Notes on Invalidate and Rescan in Bud
¶ ↑
(I'll use 'downstream' to mean rhs to lhs (like in budplot). In every stratum, data originates at scanned sources at the “top”, winds its way through various PushElements and ends up in a collection at the “bottom”. That is, data flows from “upstream” producers to “downstream” consumers. I'll also the term “elements” to mean both dataflow nodes (PushElements) and collections).
Invalidation strategy works through two flags/signals, rescan and invalidate. Invalidation means a stateful PushElement or a scratch's contents are erased, or table is negated.

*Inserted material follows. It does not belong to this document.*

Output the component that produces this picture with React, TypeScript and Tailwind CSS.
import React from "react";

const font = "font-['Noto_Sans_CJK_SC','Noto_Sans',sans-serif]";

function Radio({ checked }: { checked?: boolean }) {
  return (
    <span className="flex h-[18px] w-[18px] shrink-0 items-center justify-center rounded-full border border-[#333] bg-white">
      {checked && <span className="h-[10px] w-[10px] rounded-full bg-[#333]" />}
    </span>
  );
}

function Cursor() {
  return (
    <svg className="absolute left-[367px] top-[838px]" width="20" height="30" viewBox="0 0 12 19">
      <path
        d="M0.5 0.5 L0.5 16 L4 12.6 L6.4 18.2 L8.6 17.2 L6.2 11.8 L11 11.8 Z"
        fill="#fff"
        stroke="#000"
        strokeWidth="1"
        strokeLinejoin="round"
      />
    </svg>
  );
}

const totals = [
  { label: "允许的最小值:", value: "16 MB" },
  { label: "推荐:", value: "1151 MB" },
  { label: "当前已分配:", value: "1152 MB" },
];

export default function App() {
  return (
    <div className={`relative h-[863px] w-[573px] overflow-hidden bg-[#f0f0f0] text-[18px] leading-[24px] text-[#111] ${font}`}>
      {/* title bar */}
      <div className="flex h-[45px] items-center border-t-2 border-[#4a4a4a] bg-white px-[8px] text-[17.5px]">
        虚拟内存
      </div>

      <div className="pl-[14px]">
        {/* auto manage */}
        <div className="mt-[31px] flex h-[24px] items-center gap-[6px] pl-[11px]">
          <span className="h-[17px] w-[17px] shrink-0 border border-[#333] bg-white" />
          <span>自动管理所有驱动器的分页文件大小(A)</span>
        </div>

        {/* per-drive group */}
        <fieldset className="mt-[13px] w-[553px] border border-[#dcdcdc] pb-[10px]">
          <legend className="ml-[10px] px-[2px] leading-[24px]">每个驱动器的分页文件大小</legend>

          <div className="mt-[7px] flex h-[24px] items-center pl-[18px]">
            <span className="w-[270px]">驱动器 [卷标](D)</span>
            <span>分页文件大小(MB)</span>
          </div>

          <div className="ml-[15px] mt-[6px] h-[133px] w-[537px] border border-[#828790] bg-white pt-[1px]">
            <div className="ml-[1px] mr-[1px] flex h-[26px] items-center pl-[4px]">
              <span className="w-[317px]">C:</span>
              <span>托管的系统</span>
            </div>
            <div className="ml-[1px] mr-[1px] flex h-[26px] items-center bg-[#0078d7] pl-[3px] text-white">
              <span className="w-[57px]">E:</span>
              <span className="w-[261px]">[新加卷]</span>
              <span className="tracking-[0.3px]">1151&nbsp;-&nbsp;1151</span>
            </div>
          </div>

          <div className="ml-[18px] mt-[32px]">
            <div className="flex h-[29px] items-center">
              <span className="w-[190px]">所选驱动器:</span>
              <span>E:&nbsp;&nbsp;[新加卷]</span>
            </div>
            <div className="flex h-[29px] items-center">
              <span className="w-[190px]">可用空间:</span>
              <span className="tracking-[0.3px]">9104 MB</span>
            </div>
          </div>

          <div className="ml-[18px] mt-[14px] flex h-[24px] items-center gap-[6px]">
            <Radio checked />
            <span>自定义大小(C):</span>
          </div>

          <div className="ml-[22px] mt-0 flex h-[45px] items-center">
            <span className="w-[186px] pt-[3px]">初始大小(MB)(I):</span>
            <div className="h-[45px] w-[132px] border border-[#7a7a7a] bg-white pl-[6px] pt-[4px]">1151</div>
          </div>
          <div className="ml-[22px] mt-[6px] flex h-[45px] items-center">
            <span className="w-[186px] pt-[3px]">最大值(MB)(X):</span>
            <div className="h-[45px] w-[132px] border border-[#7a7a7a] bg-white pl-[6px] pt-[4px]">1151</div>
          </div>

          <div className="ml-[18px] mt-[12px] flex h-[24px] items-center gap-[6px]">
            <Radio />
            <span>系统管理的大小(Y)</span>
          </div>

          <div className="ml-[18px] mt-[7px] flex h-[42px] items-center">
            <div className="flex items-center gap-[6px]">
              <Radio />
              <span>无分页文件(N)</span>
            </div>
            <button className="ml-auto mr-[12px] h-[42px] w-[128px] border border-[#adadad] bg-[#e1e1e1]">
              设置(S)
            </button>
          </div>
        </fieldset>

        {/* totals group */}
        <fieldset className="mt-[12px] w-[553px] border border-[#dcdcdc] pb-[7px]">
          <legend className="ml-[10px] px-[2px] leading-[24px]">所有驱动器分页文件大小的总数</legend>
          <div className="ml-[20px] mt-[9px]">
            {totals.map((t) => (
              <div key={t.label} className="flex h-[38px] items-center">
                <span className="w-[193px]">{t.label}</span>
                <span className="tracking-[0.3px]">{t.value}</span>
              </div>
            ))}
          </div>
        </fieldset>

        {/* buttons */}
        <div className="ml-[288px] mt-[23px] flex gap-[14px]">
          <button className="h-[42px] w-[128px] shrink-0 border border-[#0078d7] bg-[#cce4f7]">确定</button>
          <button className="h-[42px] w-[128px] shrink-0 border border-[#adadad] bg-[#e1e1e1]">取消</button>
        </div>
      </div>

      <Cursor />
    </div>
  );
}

Rescan means that tuples coming out of an element represent the entire collection (a full-scan), not just deltas.
Earlier: all stateful elements were eagerly invalidated.
Collections with state: scratches, interfaces, channels, terminal Elements with state: Group, join, sort, reduce, each_with_index
Now: lazy invalidation where possible, based on the observation that the same state is often rederived downstream, which means that as long as there are no negations, one should be able to go on in incremental mode (working only on deltas, not on storage) from one tick to another.
Observations:
-
There are two kinds of elements that are (or may be) invalidated at the beginning of every tick: source scratches (those that are not found on the lhs of any rule), and tables that process pending negations.
-
Invalidation implies rescan of its contents.
-
Rescan of its contents implies invalidation of downstream nodes.
-
Invalidation involves rebuilding of state, which means that if a node has multiple sources, it has to ask the other sources to rescan as well.

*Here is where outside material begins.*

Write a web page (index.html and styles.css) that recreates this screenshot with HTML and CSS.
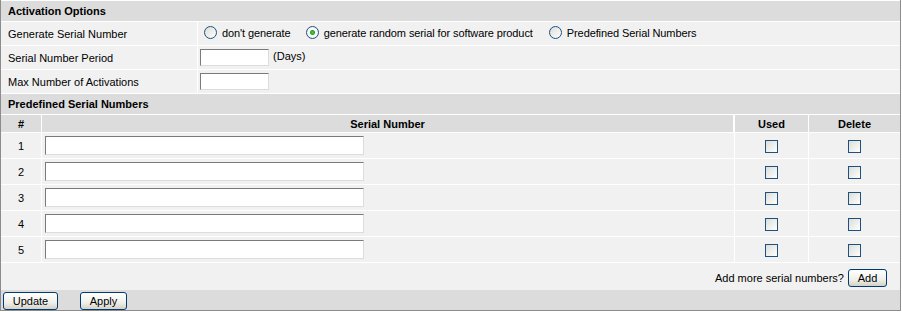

Example: x,y,z are scratches
z <= x.group(....) z <= y.sort {}
If x is invalidated, it will rescan its contents. The group element then invalidates its state, and rebuilds itself as x is scanned. Since group is in rescan mode, z invalidates its state and is rebuilt from group. However, since part of z's state state comes from y.sort, it asks its source element (the sort node) for a rescan as well.
This push-pull negotiation can be run until fixpoint, until the elements that need to be invalidated and rescanned is determined fully.
-
-
If a node is stateless, it passes the rescan request upstream, and the invalidations downstream. But if it is stateful, it need not pass a rescan request upstream. In the example above, only the sort node needs to rescan its buffer; y doesn't need to be scanned at all.
-
Solving the above constraints to a fixpoint at every tick is a huge overhead. So we determine the strategy at wiring time.

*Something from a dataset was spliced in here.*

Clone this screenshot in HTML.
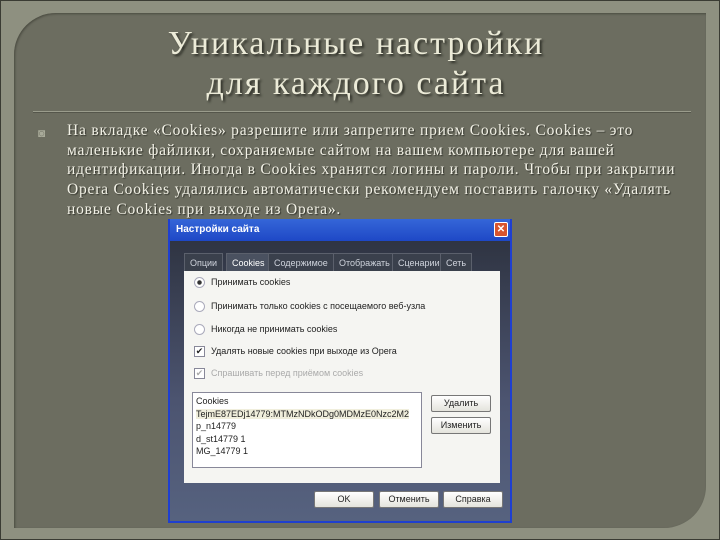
<!DOCTYPE html>
<html><head><meta charset="utf-8"><style>
*{margin:0;padding:0;box-sizing:border-box}
body{width:720px;height:540px;background:#8e9080;position:relative;overflow:hidden;font-family:"Liberation Serif",serif}
.frame{position:absolute;left:0;top:0;width:720px;height:540px;border:1px solid #3a3b33;}
.panel{position:absolute;left:14px;top:13px;width:692px;height:515px;background:#6c6d60;border-radius:42px 0 42px 0;box-shadow:inset 1px 1px 2px #4a4b40}
h1{position:absolute;left:0;width:712px;text-align:center;color:#ecebd8;font-weight:normal;font-size:34px;text-shadow:2px 2px 2px #2f3028;letter-spacing:2px}
.sep{position:absolute;left:33px;top:111px;width:658px;height:2px;background:#9a9c8c;border-bottom:1px solid #55564b}
.txt{position:absolute;left:67px;top:121px;width:640px;color:#f2f1e6;font-size:15.5px;line-height:19.7px;letter-spacing:0.8px;white-space:nowrap;text-shadow:1px 1px 1px #33342c}
.bul{position:absolute;left:38px;top:126px;color:#a9ab9a;font-size:12px}
.dlg{position:absolute;left:168px;top:219px;width:344px;height:304px;background:linear-gradient(#2b303c,#4c5470 60%,#56627f);border:2px solid #1f3fd0;border-top:none}
.tb{position:absolute;left:0;top:0;width:340px;height:22px;background:linear-gradient(#3566d8,#1e48c6);color:#fff;font:bold 10px "Liberation Sans",sans-serif;padding:5px 6px}
.x{position:absolute;right:2px;top:3px;width:14px;height:15px;background:#d8552e;border:1px solid #fff;border-radius:2px;color:#fff;font:bold 10px "Liberation Sans";text-align:center;line-height:13px}
.tab{position:absolute;top:34px;height:18px;color:#cfd3dc;font:9px "Liberation Sans",sans-serif;padding:4px 5px;border:1px solid #5b606c;border-bottom:none;background:#3a404c}
.wp{position:absolute;left:14px;top:52px;width:316px;height:212px;background:#f5f5f2;font:9px "Liberation Sans",sans-serif;color:#222}
.row{position:absolute;left:10px;height:14px}
.rad{display:inline-block;width:11px;height:11px;border-radius:50%;border:1px solid #aab;background:#fff;vertical-align:middle;margin-right:6px}
.cb{display:inline-block;width:11px;height:11px;border:1px solid #889;background:#fff;vertical-align:middle;margin-right:6px;font-size:9px;line-height:9px;text-align:center}
.list{position:absolute;left:8px;top:121px;width:230px;height:76px;background:#fff;border:1px solid #889;padding:2px 3px;line-height:12.5px;font-size:9px}
.btn{position:absolute;width:60px;height:17px;background:linear-gradient(#fff,#e4e3dc);border:1px solid #777;border-radius:2px;font:9px "Liberation Sans",sans-serif;text-align:center;line-height:15px;color:#222}
</style></head><body>
<div class="frame"></div>
<div class="panel"></div>
<h1 style="top:25px">Уникальные настройки</h1>
<h1 style="top:65px">для каждого сайта</h1>
<div class="sep"></div>
<div class="bul">◙</div>
<div class="txt">На вкладке «Cookies» разрешите или запретите прием Cookies. Cookies – это<br>маленькие файлики, сохраняемые сайтом на вашем компьютере для вашей<br>идентификации. Иногда в Cookies хранятся логины и пароли. Чтобы при закрытии<br>Opera Cookies удалялись автоматически рекомендуем поставить галочку «Удалять<br>новые Cookies при выходе из Opera».</div>
<div class="dlg">
<div class="tb">Настройки сайта<div class="x">✕</div></div>
<div class="tab" style="left:14px">Опции</div>
<div class="tab" style="left:56px;background:#4a5160;color:#fff">Cookies</div>
<div class="tab" style="left:98px">Содержимое</div>
<div class="tab" style="left:163px">Отображать</div>
<div class="tab" style="left:222px">Сценарии</div>
<div class="tab" style="left:270px">Сеть</div>
<div class="wp">
<div class="row" style="top:6px"><span class="rad" style="background:radial-gradient(#333 30%,#fff 40%)"></span>Принимать cookies</div>
<div class="row" style="top:30px"><span class="rad"></span>Принимать только cookies с посещаемого веб-узла</div>
<div class="row" style="top:53px"><span class="rad"></span>Никогда не принимать cookies</div>
<div class="row" style="top:75px"><span class="cb">✔</span>Удалять новые cookies при выходе из Opera</div>
<div class="row" style="top:97px;color:#aaa"><span class="cb" style="color:#aaa">✔</span>Спрашивать перед приёмом cookies</div>
<div class="list">Cookies<br><span style="background:#f0eedc">TejmE87EDj14779:MTMzNDkODg0MDMzE0Nzc2M2</span><br>p_n14779<br>d_st14779 1<br>MG_14779 1</div>
<div class="btn" style="left:247px;top:124px">Удалить</div>
<div class="btn" style="left:247px;top:146px">Изменить</div>
</div>
<div class="btn" style="left:144px;top:272px">OK</div>
<div class="btn" style="left:209px;top:272px">Отменить</div>
<div class="btn" style="left:273px;top:272px">Справка</div>
</div>
</body></html>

bud.default_invalidate/default_rescan == set of elements that we know apriori will _always_ need the corresponding signal. scanner.invalidate_set/rescan_set == for each scanner, the set of elements to invalidate/rescan should that scanner's collection be negated. bud.prepare_invalidation_scheme works as follows. Start the process by determining which tables will invalidate at each tick, and which PushElements will rescan at the beginning of each tick. Then run rescan_invalidate_tc for a transitive closure, where each element gets to determine its own presence in the rescan and invalidate sets, depending on its source or target elements' presence in those sets. This creates the default sets. Then for each scanner, prime the pump by setting the scanner to rescan mode, and determine what effect it has on the system, by running rescan_invalidate_tc. All the elements that are not already in the default sets are those that need to be additionally informed at run time, should we discover that that scanner's collection has been negated at the beginning of each tick. The BUD_SAFE environment variable is used to force old-style behavior, where every cached element is invalidated and fully scanned once every tick.